The youngest of the London Bridge attackers pleaded with his mother to move with him to Syria but instead he moved to Britain where his extremist views hardened and he fell into the company of a bloodthirsty gang that launched the latest attack on British streets, his mother said Wednesday.

Valeria Khadija Collina last spoke with her 22-year-old son, Youssef Zaghba, by telephone just two days before he and two other men drove a van into a crowd near London Bridge and went on a stabbing rampage. Eight people were killed and dozens wounded. All three of the assailants were shot dead.
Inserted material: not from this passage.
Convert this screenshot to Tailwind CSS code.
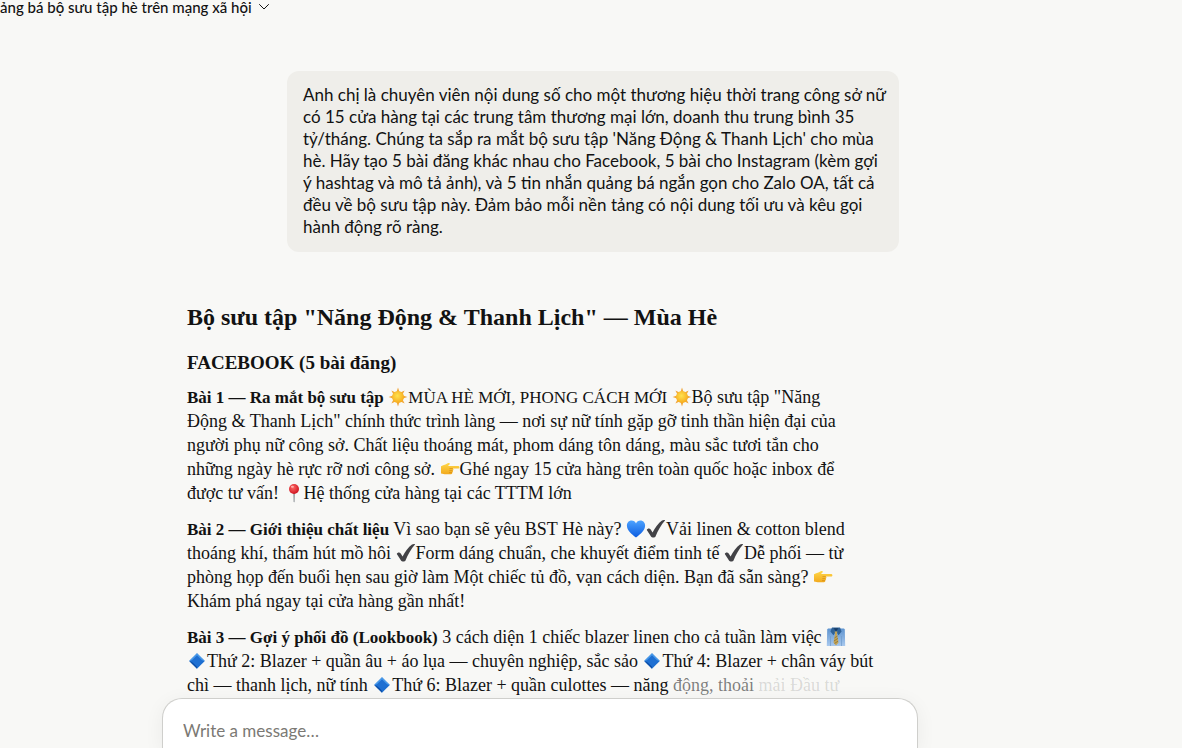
<!DOCTYPE html>
<html lang="vi">
<head>
    <meta charset="UTF-8">
    <meta name="viewport" content="width=device-width, initial-scale=1.0">
    <title>Quảng bá bộ sưu tập hè trên mạng xã hội</title>
    <script src="https://cdn.jsdelivr.net/npm/@tailwindcss/browser@4"></script>
</head>
<body class="bg-[#f8f8f6] text-[#121212] h-screen flex flex-col overflow-hidden font-['Lato','Noto_Sans',sans-serif]">
    <!-- Emoji sprites -->
    <svg class="absolute size-0" aria-hidden="true">
        <defs>
            <radialGradient id="gSun" cx=".45" cy=".4" r=".6"><stop offset="0" stop-color="#ffe14d"/><stop offset="1" stop-color="#f6ab1d"/></radialGradient>
            <linearGradient id="gHand" x1="0" y1="0" x2="0" y2="1"><stop offset="0" stop-color="#ffd84a"/><stop offset="1" stop-color="#f2a91c"/></linearGradient>
            <linearGradient id="gHeart" x1="0" y1="0" x2="0" y2="1"><stop offset="0" stop-color="#4da3ff"/><stop offset="1" stop-color="#0a5be0"/></linearGradient>
            <linearGradient id="gShirt" x1="0" y1="0" x2="0" y2="1"><stop offset="0" stop-color="#5d93cf"/><stop offset="1" stop-color="#a9c9ee"/></linearGradient>
            <radialGradient id="gPin" cx=".4" cy=".35" r=".65"><stop offset="0" stop-color="#ff6a66"/><stop offset="1" stop-color="#cf1420"/></radialGradient>
        </defs>
        <symbol id="sun" viewBox="0 0 20 20">
            <path fill="#f0a63a" d="M10 .6 11.5 5h-3zM10 19.4 8.5 15h3zM.6 10 5 8.5v3zM19.4 10 15 11.5v-3zM3.4 3.4l4.2 2-2.2 2.2zM16.6 16.6l-4.2-2 2.2-2.2zM3.4 16.6l2-4.2 2.2 2.2zM16.6 3.4l-2 4.2-2.2-2.2z"/>
            <circle cx="10" cy="10" r="6" fill="url(#gSun)"/>
        </symbol>
        <symbol id="point" viewBox="0 0 20 20">
            <path fill="url(#gHand)" d="M1 7.2C2.4 6.4 4 6 5.4 5.4c1.4-.8 2.4-1.5 3.6-1.5 1 .1 1.1 1.1.4 1.7L8 6.9h10c1.9 0 1.9 2.7 0 2.7h-5.2c1 .3.9 1.8-.2 2 .7.5.5 1.8-.5 2 .5.7 0 1.7-1.1 1.7H5.8c-1.7 0-2.8-.4-4.8-.7z"/>
            <path fill="none" stroke="#cf8413" stroke-width=".6" d="M12.8 9.6H9.5M12.6 11.6H9.3M12.1 13.6H9"/>
        </symbol>
        <symbol id="pin" viewBox="0 0 20 20">
            <path fill="#8d9297" d="M9.3 9h1.6l-.3 9.5-.5.9-.5-.9z"/>
            <circle cx="10" cy="6" r="5" fill="url(#gPin)"/>
            <ellipse cx="8.4" cy="3.8" rx="1.5" ry="1" fill="#ffb3ae"/>
        </symbol>
        <symbol id="heart" viewBox="0 0 20 20">
            <path fill="url(#gHeart)" d="M10 18.6C5.4 15 .9 11.4.9 6.6.9 3.7 2.9 1.5 5.5 1.5 7.6 1.5 9.3 2.7 10 4.6 10.7 2.7 12.4 1.5 14.5 1.5c2.6 0 4.6 2.2 4.6 5.1 0 4.8-4.5 8.4-9.1 12z"/>
        </symbol>
        <symbol id="check" viewBox="0 0 20 20">
            <path fill="#424246" d="M.8 11c.5-1.8 3-2 3.9-.5l1.9 3C9 9 12.3 4 16 1.5c.9-.6 3.2-.7 3 0-4 4.4-7 10-9.5 16-.6 1.4-3.7 1.4-4.5 0z"/>
        </symbol>
        <symbol id="diamond" viewBox="0 0 20 20">
            <path fill="#1d6fd0" d="M10 2.2 17.8 10 10 17.8 2.2 10z"/>
            <path fill="#4a9bea" d="M10 2.2 17.8 10 10 8.5 2.2 10z"/>
            <path fill="#0d4fa8" d="M10 17.8 2.2 10 10 13z"/>
            <path fill="#1f70d2" d="M10 4.2 15.8 10 10 15.8 4.2 10z"/>
        </symbol>
        <symbol id="shirt" viewBox="0 0 20 20">
            <path fill="url(#gShirt)" d="M2 1.5h16l.8 1 .4 16.5H.8l.4-16.5z"/>
            <path fill="#2f6298" d="M6 .6h8l1.6 4-3 3.6L10 4.6 7.4 8.2l-3-3.6z"/>
            <path fill="#173c66" d="M7.5 1.2h5L10 4.6z"/>
            <path fill="#c5a556" d="M8.6 4.4h2.8l-.5 2.4 1.6 8.7-2.5 3-2.5-3 1.6-8.7z"/>
            <path stroke="#806a34" stroke-width=".7" d="m8.5 11 3-2M8 14l4-2.7M8.5 16.5l3.6-2.4"/>
            <path stroke="#6f9bcc" stroke-width=".7" d="M4.5 9v10M15.5 9v10"/>
        </symbol>
    </svg>

    <header class="shrink-0 h-[50px]">
        <button type="button" class="flex items-center gap-1 h-3.5 text-[15px] font-medium leading-[14px] whitespace-nowrap">
            ảng bá bộ sưu tập hè trên mạng xã hội
            <svg class="size-4" viewBox="0 0 16 16" fill="none" stroke="currentColor" stroke-linecap="round" stroke-linejoin="round" aria-hidden="true"><path d="m3.5 5.5 4.5 4.5 4.5-4.5"/></svg>
        </button>
    </header>

    <main class="flex-1 min-h-0 overflow-hidden pl-[187px] pr-[283px] pt-[21px]">
        <!-- User message -->
        <div class="ml-[100px] rounded-xl bg-[#efeeea] px-4 pt-[13px] pb-3.5 text-[17px] leading-[22px] whitespace-nowrap">
            <p>Anh chị là chuyên viên nội dung số cho một thương hiệu thời trang công sở nữ<br>
            có 15 cửa hàng tại các trung tâm thương mại lớn, doanh thu trung bình 35<br>
            tỷ/tháng. Chúng ta sắp ra mắt bộ sưu tập 'Năng Động &amp; Thanh Lịch' cho mùa<br>
            hè. Hãy tạo 5 bài đăng khác nhau cho Facebook, 5 bài cho Instagram (kèm gợi<br>
            ý hashtag và mô tả ảnh), và 5 tin nhắn quảng bá ngắn gọn cho Zalo OA, tất cả<br>
            đều về bộ sưu tập này. Đảm bảo mỗi nền tảng có nội dung tối ưu và kêu gọi<br>
            hành động rõ ràng.</p>
        </div>

        <!-- Reply -->
        <article class="mt-[49px] font-['Liberation_Serif',serif] text-[18px] leading-6 whitespace-nowrap">
            <h1 class="text-2xl leading-8 font-bold">Bộ sưu tập "Năng Động &amp; Thanh Lịch" — Mùa Hè</h1>
            <h2 class="mt-[14px] text-[19px] leading-8 font-bold">FACEBOOK (5 bài đăng)</h2>
            <div class="mt-1.5 flex flex-col gap-3">
                <p><strong class="text-[17px] leading-5">Bài 1 — Ra mắt bộ sưu tập</strong> <svg class="inline size-5 align-[-4px]" role="img" aria-label="☀️"><use href="#sun"/></svg><span class="text-[17px] leading-5">MÙA HÈ MỚI, PHONG CÁCH MỚI</span> <svg class="inline size-5 align-[-4px]" role="img" aria-label="☀️"><use href="#sun"/></svg>Bộ sưu tập "Năng<br>
                Động &amp; Thanh Lịch" chính thức trình làng — nơi sự nữ tính gặp gỡ tinh thần hiện đại của<br>
                người phụ nữ công sở. Chất liệu thoáng mát, phom dáng tôn dáng, màu sắc tươi tắn cho<br>
                những ngày hè rực rỡ nơi công sở. <svg class="inline size-5 align-[-4px]" role="img" aria-label="👉"><use href="#point"/></svg>Ghé ngay 15 cửa hàng trên toàn quốc hoặc inbox để<br>
                được tư vấn! <svg class="inline size-5 align-[-4px]" role="img" aria-label="📍"><use href="#pin"/></svg>Hệ thống cửa hàng tại các TTTM lớn</p>
                <p><strong class="text-[17px] leading-5">Bài 2 — Giới thiệu chất liệu</strong> Vì sao bạn sẽ yêu BST Hè này? <svg class="inline size-5 align-[-4px]" role="img" aria-label="💙"><use href="#heart"/></svg><svg class="inline size-5 align-[-4px]" role="img" aria-label="✔️"><use href="#check"/></svg>Vải linen &amp; cotton blend<br>
                thoáng khí, thấm hút mồ hôi <svg class="inline size-5 align-[-4px]" role="img" aria-label="✔️"><use href="#check"/></svg>Form dáng chuẩn, che khuyết điểm tinh tế <svg class="inline size-5 align-[-4px]" role="img" aria-label="✔️"><use href="#check"/></svg>Dễ phối — từ<br>
                phòng họp đến buổi hẹn sau giờ làm Một chiếc tủ đồ, vạn cách diện. Bạn đã sẵn sàng? <svg class="inline size-5 align-[-4px]" role="img" aria-label="👉"><use href="#point"/></svg><br>
                Khám phá ngay tại cửa hàng gần nhất!</p>
                <p><strong class="text-[17px] leading-5">Bài 3 — Gợi ý phối đồ (Lookbook)</strong> 3 cách diện 1 chiếc blazer linen cho cả tuần làm việc <svg class="inline size-5 align-[-4px]" role="img" aria-label="👔"><use href="#shirt"/></svg><br>
                <svg class="inline size-5 align-[-4px]" role="img" aria-label="🔷"><use href="#diamond"/></svg>Thứ 2: Blazer + quần âu + áo lụa — chuyên nghiệp, sắc sảo <svg class="inline size-5 align-[-4px]" role="img" aria-label="🔷"><use href="#diamond"/></svg>Thứ 4: Blazer + chân váy bút<br>
                chì — thanh lịch, nữ tính <svg class="inline size-5 align-[-4px]" role="img" aria-label="🔷"><use href="#diamond"/></svg>Thứ 6: Blazer + quần culottes — năng <span class="text-[#121212]/55">động, thoải</span> <span class="text-[#121212]/15">mải Đầu tư</span></p>
            </div>
        </article>
    </main>

    <!-- Composer -->
    <form class="shrink-0 h-[50px] ml-[162px] mr-[264px] rounded-t-[20px] border border-b-0 border-[#cfcfcc] bg-white px-5 pt-5 shadow-[0_4px_20px_rgba(0,0,0,0.06)]">
        <input type="text" aria-label="Write a message" placeholder="Write a message…" class="block w-full h-6 text-[17px] leading-6 outline-none placeholder:text-[#7b7974]">
    </form>
</body>
</html>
Italian national Youssef Zaghba, 22, identified by Italian and British law enforcement bodies as the the third man shot dead by police officers during the attack on London Bridge and Borough Market. Photo: Reuters
Italian national Youssef Zaghba, 22, identified by Italian and British law enforcement bodies as the the third man shot dead by police officers during the attack on London Bridge and Borough Market. Photo: Reuters
From his face, from his look, I could see there was a radicalisation
Valeria Khadija Collina on her son, Youssef Zaghba

Zaghba, an Italian national of Moroccan descent, initially told his mother that he wanted to go to Syria to start a family in a religious Islamic climate — not to fight. But he changed, she said, when he went to Britain about a year ago and was seduced by radical views propagated on the internet.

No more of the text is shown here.